As of right now, the Cubs’ 303 innings out of the bullpen ranks only eighth most in baseball, and sixth in the NL. NL teams are obviously going to rack up slightly more innings on average their AL counterpart due to the DH and not getting more innings out of a starter when his next AB comes up. Fine, whatever. But still, looking at the seven teams who have gotten more innings out of their pen, only the Dodgers are playoff contenders. And their rotation has had more serious injury problems than the Cubs have. Meanwhile, the five teams to throw the least amount of reliever innings are Cleveland, Houston, Washington, Seattle, and Kansas City (with the Red Sox right behind that). That’s four of five who are serious playoff contenders.

Going back through the years, this has been the trend. Last year, the only team in the top ten in bullpen innings were the Twins, who were tenth, and were a pretty stunningly underwhelming wild card team that lasted just about an inning before their relevance was wiped off the map. Meanwhile, three of the five teams that threw the fewest bullpen innings were playoff teams (Nats, Cleveland, and the D-Backs).

In the glorious year of our lord 2016, of the top ten teams with the most bullpen innings, only the Dodgers were a playoff team (and they had the most innings. You saw what the Cubs did to that rotation in October). Meanwhile, of the bottom five teams, four of five were playoff teams (the really weird White Sox being the exception).

In 2015, only two teams out of the top 10 in innings were playoff teams: the designed-that-way Royals and the Pirates who were punching Gatorade coolers for one game. Of the bottom five, three were playoff teams, and so was the sixth-lowest innings-needer out of the pen.

In 2014, two teams out of the 10 most used ‘pens were playoff teams, the truly strange Orioles and the Rangers. Only two of the bottom five were as well, including the about-to-flip Royals.
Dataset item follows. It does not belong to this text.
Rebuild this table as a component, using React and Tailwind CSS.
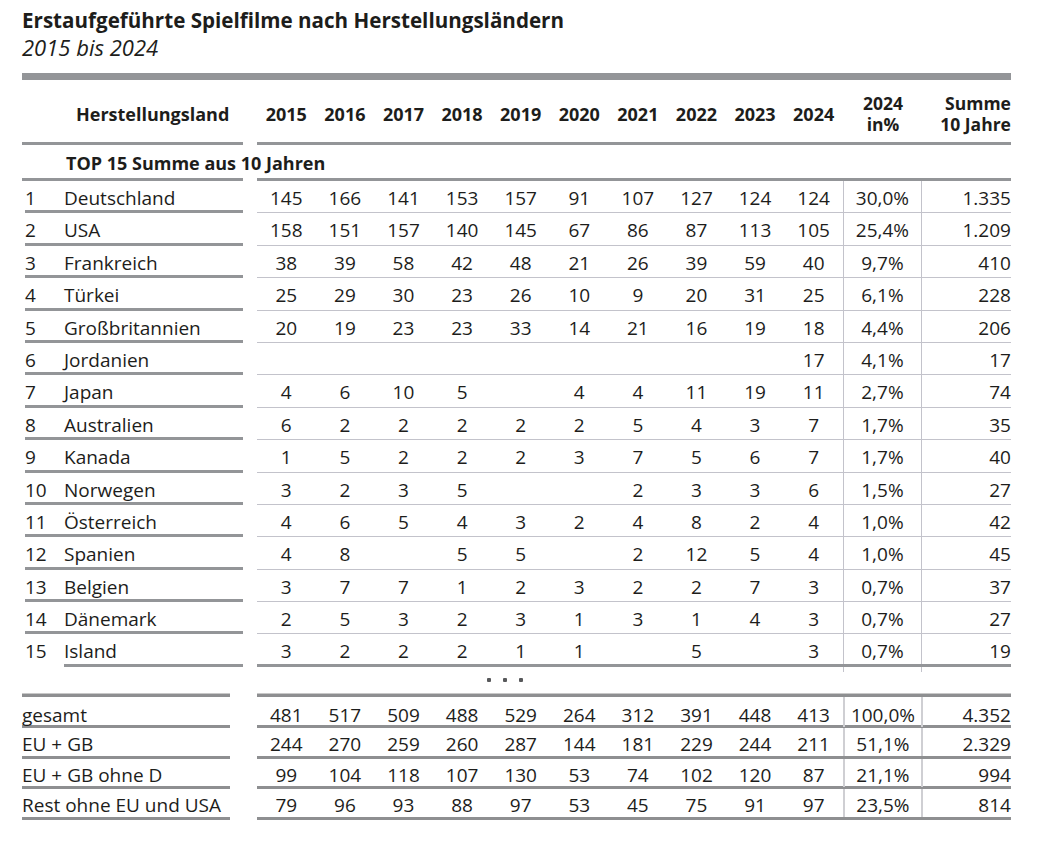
const rows = [
  [1, 'Deutschland', [145, 166, 141, 153, 157, 91, 107, 127, 124, 124], '30,0%', '1.335'],
  [2, 'USA', [158, 151, 157, 140, 145, 67, 86, 87, 113, 105], '25,4%', '1.209'],
  [3, 'Frankreich', [38, 39, 58, 42, 48, 21, 26, 39, 59, 40], '9,7%', '410'],
  [4, 'Türkei', [25, 29, 30, 23, 26, 10, 9, 20, 31, 25], '6,1%', '228'],
  [5, 'Großbritannien', [20, 19, 23, 23, 33, 14, 21, 16, 19, 18], '4,4%', '206'],
  [6, 'Jordanien', ['', '', '', '', '', '', '', '', '', 17], '4,1%', '17'],
  [7, 'Japan', [4, 6, 10, 5, '', 4, 4, 11, 19, 11], '2,7%', '74'],
  [8, 'Australien', [6, 2, 2, 2, 2, 2, 5, 4, 3, 7], '1,7%', '35'],
  [9, 'Kanada', [1, 5, 2, 2, 2, 3, 7, 5, 6, 7], '1,7%', '40'],
  [10, 'Norwegen', [3, 2, 3, 5, '', '', 2, 3, 3, 6], '1,5%', '27'],
  [11, 'Österreich', [4, 6, 5, 4, 3, 2, 4, 8, 2, 4], '1,0%', '42'],
  [12, 'Spanien', [4, 8, '', 5, 5, '', 2, 12, 5, 4], '1,0%', '45'],
  [13, 'Belgien', [3, 7, 7, 1, 2, 3, 2, 2, 7, 3], '0,7%', '37'],
  [14, 'Dänemark', [2, 5, 3, 2, 3, 1, 3, 1, 4, 3], '0,7%', '27'],
  [15, 'Island', [3, 2, 2, 2, 1, 1, '', 5, '', 3], '0,7%', '19'],
];

const totals = [
  ['gesamt', [481, 517, 509, 488, 529, 264, 312, 391, 448, 413], '100,0%', '4.352'],
  ['EU + GB', [244, 270, 259, 260, 287, 144, 181, 229, 244, 211], '51,1%', '2.329'],
  ['EU + GB ohne D', [99, 104, 118, 107, 130, 53, 74, 102, 120, 87], '21,1%', '994'],
  ['Rest ohne EU und USA', [79, 96, 93, 88, 97, 53, 45, 75, 91, 97], '23,5%', '814'],
];

const years = [2015, 2016, 2017, 2018, 2019, 2020, 2021, 2022, 2023, 2024];

function SplitLine() {
  return (
    <div className="flex h-[3px]">
      <div className="w-[221px] bg-[#939598]" />
      <div className="w-[14px]" />
      <div className="w-[754px] bg-[#939598]" />
    </div>
  );
}

export default function App() {
  return (
    <div
      className="w-[1039px] h-[866px] bg-white text-[#1d1d1b] pl-[22px] pr-[28px] pt-[6px]"
      style={{ fontFamily: '"Open Sans", "Noto Sans", sans-serif' }}
    >
      <div className="text-[20.6px] font-bold leading-[28px]">
        Erstaufgeführte Spielfilme nach Herstellungsländern
      </div>
      <div className="text-[22px] italic leading-[26px]">2015 bis 2024</div>

      <div className="mt-[13px] h-[7px] bg-[#939598]" />

      {/* header */}
      <div className="flex h-[62px] items-center">
        <div className="w-[221px] pl-[54px] text-[18px] font-bold leading-[22px] pt-[6px]">
          Herstellungsland
        </div>
        <div className="w-[14px]" />
        <div className="grid w-[754px] grid-cols-[repeat(10,58.6px)_78px_90px] items-center pt-[6px] text-[18px] font-bold">
          {years.map((y) => (
            <div key={y} className="text-center leading-[22px]">
              {y}
            </div>
          ))}
          <div className="flex flex-col items-center pl-[2px] text-[17.5px]">
            <div className="leading-[21px]">2024</div>
            <div className="leading-[21px]">in%</div>
          </div>
          <div className="flex flex-col items-end text-[17.5px]">
            <div className="leading-[21px]">Summe</div>
            <div className="leading-[21px]">10 Jahre</div>
          </div>
        </div>
      </div>
      <SplitLine />

      <div className="h-[33px] pl-[44px] pt-[6px] text-[18px] font-bold leading-[24px]">
        TOP 15 Summe aus 10 Jahren
      </div>
      <SplitLine />

      {/* country rows */}
      {rows.map(([n, name, vals, pct, sum]) => {
        const last = n === 15;
        return (
          <div key={n} className="flex h-[32.4px] text-[19px] leading-[24px]">
            <div
              className={
                'ml-[3px] flex w-[218px] ' +
                (last ? '' : 'border-b-[3px] border-[#939598]')
              }
            >
              <div className="w-[39px] pt-[5px]">{n}</div>
              <div
                className={
                  'flex-1 pt-[5px] ' + (last ? 'border-b-[3px] border-[#939598]' : '')
                }
              >
                {name}
              </div>
            </div>
            <div className="w-[14px]" />
            <div
              className={
                'grid w-[754px] grid-cols-[repeat(10,58.6px)_78px_90px] ' +
                (last ? 'border-b-[3px] border-[#939598]' : 'border-b border-[#c3c3cb]')
              }
            >
              {vals.map((v, i) => (
                <div key={i} className="text-center pt-[5px]">
                  {v}
                </div>
              ))}
              <div className="border-l border-[#c3c3cb] text-center pt-[5px]">{pct}</div>
              <div className="border-l border-[#c3c3cb] text-right pt-[5px]">{sum}</div>
            </div>
          </div>
        );
      })}
      <div className="flex h-[5px]">
        <div className="w-[235px]" />
        <div className="grid w-[754px] grid-cols-[repeat(10,58.6px)_78px_90px]">
          <div className="col-span-10" />
          <div className="border-l border-[#c3c3cb]" />
          <div className="border-l border-[#c3c3cb]" />
        </div>
      </div>

      {/* dots */}
      <div className="flex h-[17px] items-center pl-[465px] gap-[12px]">
        <div className="h-[4px] w-[4px] rounded-[1px] bg-[#58595b]" />
        <div className="h-[4px] w-[4px] rounded-[1px] bg-[#58595b]" />
        <div className="h-[4px] w-[4px] rounded-[1px] bg-[#58595b]" />
      </div>

      {/* totals */}
      <div className="mt-[4px] flex h-[4px]">
        <div className="w-[208px] border-t border-[#c8c8c8] bg-[#8e8f91]" />
        <div className="w-[27px]" />
        <div className="w-[754px] border-t border-[#c8c8c8] bg-[#8e8f91]" />
      </div>
      {totals.map(([label, vals, pct, sum], idx) => {
        const pt = idx === 0 ? 'pt-[6px]' : 'pt-[4px]';
        return (
          <div
            key={label}
            className={
              'flex text-[19px] leading-[24px] ' + (idx === 0 ? 'h-[31.5px]' : 'h-[30.5px]')
            }
          >
            <div className={'w-[208px] border-b-[3px] border-[#8e8f91] ' + pt}>{label}</div>
            <div className="w-[27px]" />
            <div className="grid w-[754px] grid-cols-[repeat(10,58.6px)_78px_90px] border-b-[3px] border-[#8e8f91]">
              {vals.map((v, i) => (
                <div key={i} className={'text-center ' + pt}>
                  {v}
                </div>
              ))}
              <div className={'border-l-2 border-[#cfcfd3] text-center ' + pt}>{pct}</div>
              <div className={'border-l-2 border-[#cfcfd3] text-right ' + pt}>{sum}</div>
            </div>
          </div>
        );
      })}
    </div>
  );
}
In 2013, the Pirates were the only team among the 10 most used ‘pens to make the playoffs, while four of the five least used ‘pens made the playoffs.

At this point, it’s going to be nearly impossible for the Cubs bullpen to throw in the bottom five in innings, unless they get, like, a month of complete games. You can go to the playoffs, and even win in them, with a ‘pen that’s been this well-used. Luckily the Cubs have spread it out, and two of the most important relievers, Morrow and Edwards, have at least gotten breaks (though injury breaks aren’t ideal). Still, it would behoove everyone involved if the Cubs rotation could start picking up their relievers and stick around for more than an hour each game.